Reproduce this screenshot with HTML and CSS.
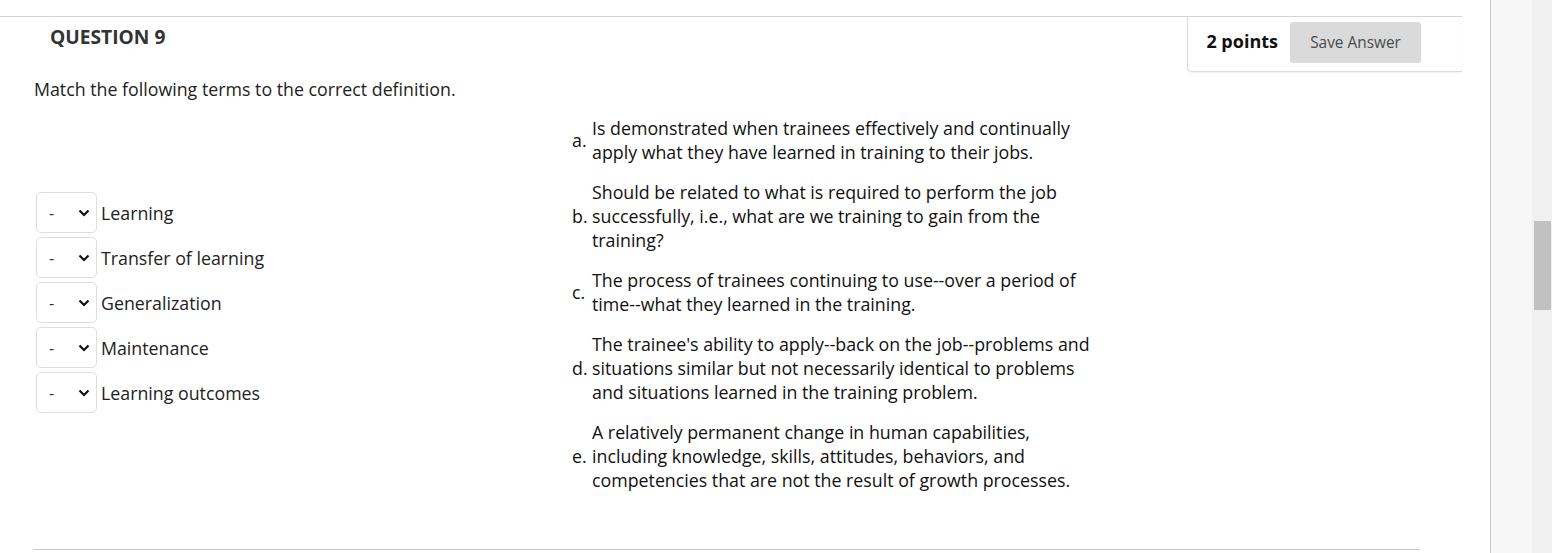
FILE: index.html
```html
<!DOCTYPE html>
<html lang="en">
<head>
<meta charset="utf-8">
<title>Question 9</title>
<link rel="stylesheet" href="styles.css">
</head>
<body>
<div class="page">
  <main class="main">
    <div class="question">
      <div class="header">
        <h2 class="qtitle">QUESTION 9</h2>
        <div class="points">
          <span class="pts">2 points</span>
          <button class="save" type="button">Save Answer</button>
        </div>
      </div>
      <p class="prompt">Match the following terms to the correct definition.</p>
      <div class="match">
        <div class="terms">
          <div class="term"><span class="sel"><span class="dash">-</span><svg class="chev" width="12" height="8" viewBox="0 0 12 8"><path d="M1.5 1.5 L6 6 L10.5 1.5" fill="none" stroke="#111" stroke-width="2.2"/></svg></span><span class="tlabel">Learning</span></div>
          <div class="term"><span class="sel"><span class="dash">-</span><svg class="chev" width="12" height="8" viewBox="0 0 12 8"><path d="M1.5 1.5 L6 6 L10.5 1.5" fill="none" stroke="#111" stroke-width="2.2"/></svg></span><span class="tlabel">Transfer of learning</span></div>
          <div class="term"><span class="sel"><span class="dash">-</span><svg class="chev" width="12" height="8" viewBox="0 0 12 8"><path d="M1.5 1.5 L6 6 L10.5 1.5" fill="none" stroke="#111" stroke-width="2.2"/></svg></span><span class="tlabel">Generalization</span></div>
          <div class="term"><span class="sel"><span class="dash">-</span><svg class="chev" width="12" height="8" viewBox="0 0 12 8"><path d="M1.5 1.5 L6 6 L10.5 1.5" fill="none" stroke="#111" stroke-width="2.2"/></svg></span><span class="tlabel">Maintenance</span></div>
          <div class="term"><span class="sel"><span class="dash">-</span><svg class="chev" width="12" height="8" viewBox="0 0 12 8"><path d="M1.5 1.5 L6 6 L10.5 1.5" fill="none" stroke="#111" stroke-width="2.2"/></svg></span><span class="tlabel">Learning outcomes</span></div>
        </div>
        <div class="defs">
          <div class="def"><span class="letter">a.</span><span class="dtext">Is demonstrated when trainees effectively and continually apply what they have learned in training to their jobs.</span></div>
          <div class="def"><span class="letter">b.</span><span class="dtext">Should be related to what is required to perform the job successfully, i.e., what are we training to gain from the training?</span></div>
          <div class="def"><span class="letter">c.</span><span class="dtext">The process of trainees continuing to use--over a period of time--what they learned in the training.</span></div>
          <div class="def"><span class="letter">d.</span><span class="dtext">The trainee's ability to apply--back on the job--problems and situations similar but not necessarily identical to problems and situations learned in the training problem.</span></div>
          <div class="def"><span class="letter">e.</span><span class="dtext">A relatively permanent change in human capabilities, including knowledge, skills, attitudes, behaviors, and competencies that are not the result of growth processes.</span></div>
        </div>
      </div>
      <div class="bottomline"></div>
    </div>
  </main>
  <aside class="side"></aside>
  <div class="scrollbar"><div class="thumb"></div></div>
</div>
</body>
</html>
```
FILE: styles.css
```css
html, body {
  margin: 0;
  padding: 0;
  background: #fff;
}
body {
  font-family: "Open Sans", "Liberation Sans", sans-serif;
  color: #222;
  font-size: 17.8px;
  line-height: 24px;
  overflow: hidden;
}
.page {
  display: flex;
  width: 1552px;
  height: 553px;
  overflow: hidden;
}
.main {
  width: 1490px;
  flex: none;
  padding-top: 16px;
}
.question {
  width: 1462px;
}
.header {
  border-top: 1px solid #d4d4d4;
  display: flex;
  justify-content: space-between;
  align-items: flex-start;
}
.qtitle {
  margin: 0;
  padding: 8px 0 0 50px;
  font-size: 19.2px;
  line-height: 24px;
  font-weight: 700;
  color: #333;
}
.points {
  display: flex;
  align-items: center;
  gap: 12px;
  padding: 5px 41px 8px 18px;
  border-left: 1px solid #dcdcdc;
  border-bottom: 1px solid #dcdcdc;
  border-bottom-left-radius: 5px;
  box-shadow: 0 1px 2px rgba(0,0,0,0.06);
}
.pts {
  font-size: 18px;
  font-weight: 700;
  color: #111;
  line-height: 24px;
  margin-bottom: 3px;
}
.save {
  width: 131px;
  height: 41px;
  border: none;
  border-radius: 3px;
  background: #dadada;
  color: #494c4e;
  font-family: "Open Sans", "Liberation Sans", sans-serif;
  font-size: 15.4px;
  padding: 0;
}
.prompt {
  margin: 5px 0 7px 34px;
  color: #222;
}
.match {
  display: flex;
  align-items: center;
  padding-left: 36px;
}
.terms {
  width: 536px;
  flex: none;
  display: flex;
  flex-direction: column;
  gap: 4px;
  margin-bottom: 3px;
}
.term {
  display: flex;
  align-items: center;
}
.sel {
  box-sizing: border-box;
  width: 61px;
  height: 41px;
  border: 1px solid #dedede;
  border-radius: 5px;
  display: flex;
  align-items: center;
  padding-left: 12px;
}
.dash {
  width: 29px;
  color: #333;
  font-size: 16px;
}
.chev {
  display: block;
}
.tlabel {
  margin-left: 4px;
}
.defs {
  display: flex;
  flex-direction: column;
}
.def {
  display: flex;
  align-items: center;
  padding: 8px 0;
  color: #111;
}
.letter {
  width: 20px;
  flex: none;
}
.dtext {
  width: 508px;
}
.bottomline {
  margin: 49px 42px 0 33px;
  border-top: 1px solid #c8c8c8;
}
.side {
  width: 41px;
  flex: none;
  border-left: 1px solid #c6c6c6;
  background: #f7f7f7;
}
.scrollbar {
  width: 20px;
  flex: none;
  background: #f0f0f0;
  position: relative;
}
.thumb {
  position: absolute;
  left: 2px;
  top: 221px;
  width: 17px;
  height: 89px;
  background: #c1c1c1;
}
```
──────────
Stated task ->
Except for the pictures, give all the material above again verbatim.

Output below ->
Reproduce this screenshot with HTML and CSS.
FILE: index.html
```html
<!DOCTYPE html>
<html lang="en">
<head>
<meta charset="utf-8">
<title>Question 9</title>
<link rel="stylesheet" href="styles.css">
</head>
<body>
<div class="page">
  <main class="main">
    <div class="question">
      <div class="header">
        <h2 class="qtitle">QUESTION 9</h2>
        <div class="points">
          <span class="pts">2 points</span>
          <button class="save" type="button">Save Answer</button>
        </div>
      </div>
      <p class="prompt">Match the following terms to the correct definition.</p>
      <div class="match">
        <div class="terms">
          <div class="term"><span class="sel"><span class="dash">-</span><svg class="chev" width="12" height="8" viewBox="0 0 12 8"><path d="M1.5 1.5 L6 6 L10.5 1.5" fill="none" stroke="#111" stroke-width="2.2"/></svg></span><span class="tlabel">Learning</span></div>
          <div class="term"><span class="sel"><span class="dash">-</span><svg class="chev" width="12" height="8" viewBox="0 0 12 8"><path d="M1.5 1.5 L6 6 L10.5 1.5" fill="none" stroke="#111" stroke-width="2.2"/></svg></span><span class="tlabel">Transfer of learning</span></div>
          <div class="term"><span class="sel"><span class="dash">-</span><svg class="chev" width="12" height="8" viewBox="0 0 12 8"><path d="M1.5 1.5 L6 6 L10.5 1.5" fill="none" stroke="#111" stroke-width="2.2"/></svg></span><span class="tlabel">Generalization</span></div>
          <div class="term"><span class="sel"><span class="dash">-</span><svg class="chev" width="12" height="8" viewBox="0 0 12 8"><path d="M1.5 1.5 L6 6 L10.5 1.5" fill="none" stroke="#111" stroke-width="2.2"/></svg></span><span class="tlabel">Maintenance</span></div>
          <div class="term"><span class="sel"><span class="dash">-</span><svg class="chev" width="12" height="8" viewBox="0 0 12 8"><path d="M1.5 1.5 L6 6 L10.5 1.5" fill="none" stroke="#111" stroke-width="2.2"/></svg></span><span class="tlabel">Learning outcomes</span></div>
        </div>
        <div class="defs">
          <div class="def"><span class="letter">a.</span><span class="dtext">Is demonstrated when trainees effectively and continually apply what they have learned in training to their jobs.</span></div>
          <div class="def"><span class="letter">b.</span><span class="dtext">Should be related to what is required to perform the job successfully, i.e., what are we training to gain from the training?</span></div>
          <div class="def"><span class="letter">c.</span><span class="dtext">The process of trainees continuing to use--over a period of time--what they learned in the training.</span></div>
          <div class="def"><span class="letter">d.</span><span class="dtext">The trainee's ability to apply--back on the job--problems and situations similar but not necessarily identical to problems and situations learned in the training problem.</span></div>
          <div class="def"><span class="letter">e.</span><span class="dtext">A relatively permanent change in human capabilities, including knowledge, skills, attitudes, behaviors, and competencies that are not the result of growth processes.</span></div>
        </div>
      </div>
      <div class="bottomline"></div>
    </div>
  </main>
  <aside class="side"></aside>
  <div class="scrollbar"><div class="thumb"></div></div>
</div>
</body>
</html>
```
FILE: styles.css
```css
html, body {
  margin: 0;
  padding: 0;
  background: #fff;
}
body {
  font-family: "Open Sans", "Liberation Sans", sans-serif;
  color: #222;
  font-size: 17.8px;
  line-height: 24px;
  overflow: hidden;
}
.page {
  display: flex;
  width: 1552px;
  height: 553px;
  overflow: hidden;
}
.main {
  width: 1490px;
  flex: none;
  padding-top: 16px;
}
.question {
  width: 1462px;
}
.header {
  border-top: 1px solid #d4d4d4;
  display: flex;
  justify-content: space-between;
  align-items: flex-start;
}
.qtitle {
  margin: 0;
  padding: 8px 0 0 50px;
  font-size: 19.2px;
  line-height: 24px;
  font-weight: 700;
  color: #333;
}
.points {
  display: flex;
  align-items: center;
  gap: 12px;
  padding: 5px 41px 8px 18px;
  border-left: 1px solid #dcdcdc;
  border-bottom: 1px solid #dcdcdc;
  border-bottom-left-radius: 5px;
  box-shadow: 0 1px 2px rgba(0,0,0,0.06);
}
.pts {
  font-size: 18px;
  font-weight: 700;
  color: #111;
  line-height: 24px;
  margin-bottom: 3px;
}
.save {
  width: 131px;
  height: 41px;
  border: none;
  border-radius: 3px;
  background: #dadada;
  color: #494c4e;
  font-family: "Open Sans", "Liberation Sans", sans-serif;
  font-size: 15.4px;
  padding: 0;
}
.prompt {
  margin: 5px 0 7px 34px;
  color: #222;
}
.match {
  display: flex;
  align-items: center;
  padding-left: 36px;
}
.terms {
  width: 536px;
  flex: none;
  display: flex;
  flex-direction: column;
  gap: 4px;
  margin-bottom: 3px;
}
.term {
  display: flex;
  align-items: center;
}
.sel {
  box-sizing: border-box;
  width: 61px;
  height: 41px;
  border: 1px solid #dedede;
  border-radius: 5px;
  display: flex;
  align-items: center;
  padding-left: 12px;
}
.dash {
  width: 29px;
  color: #333;
  font-size: 16px;
}
.chev {
  display: block;
}
.tlabel {
  margin-left: 4px;
}
.defs {
  display: flex;
  flex-direction: column;
}
.def {
  display: flex;
  align-items: center;
  padding: 8px 0;
  color: #111;
}
.letter {
  width: 20px;
  flex: none;
}
.dtext {
  width: 508px;
}
.bottomline {
  margin: 49px 42px 0 33px;
  border-top: 1px solid #c8c8c8;
}
.side {
  width: 41px;
  flex: none;
  border-left: 1px solid #c6c6c6;
  background: #f7f7f7;
}
.scrollbar {
  width: 20px;
  flex: none;
  background: #f0f0f0;
  position: relative;
}
.thumb {
  position: absolute;
  left: 2px;
  top: 221px;
  width: 17px;
  height: 89px;
  background: #c1c1c1;
}
```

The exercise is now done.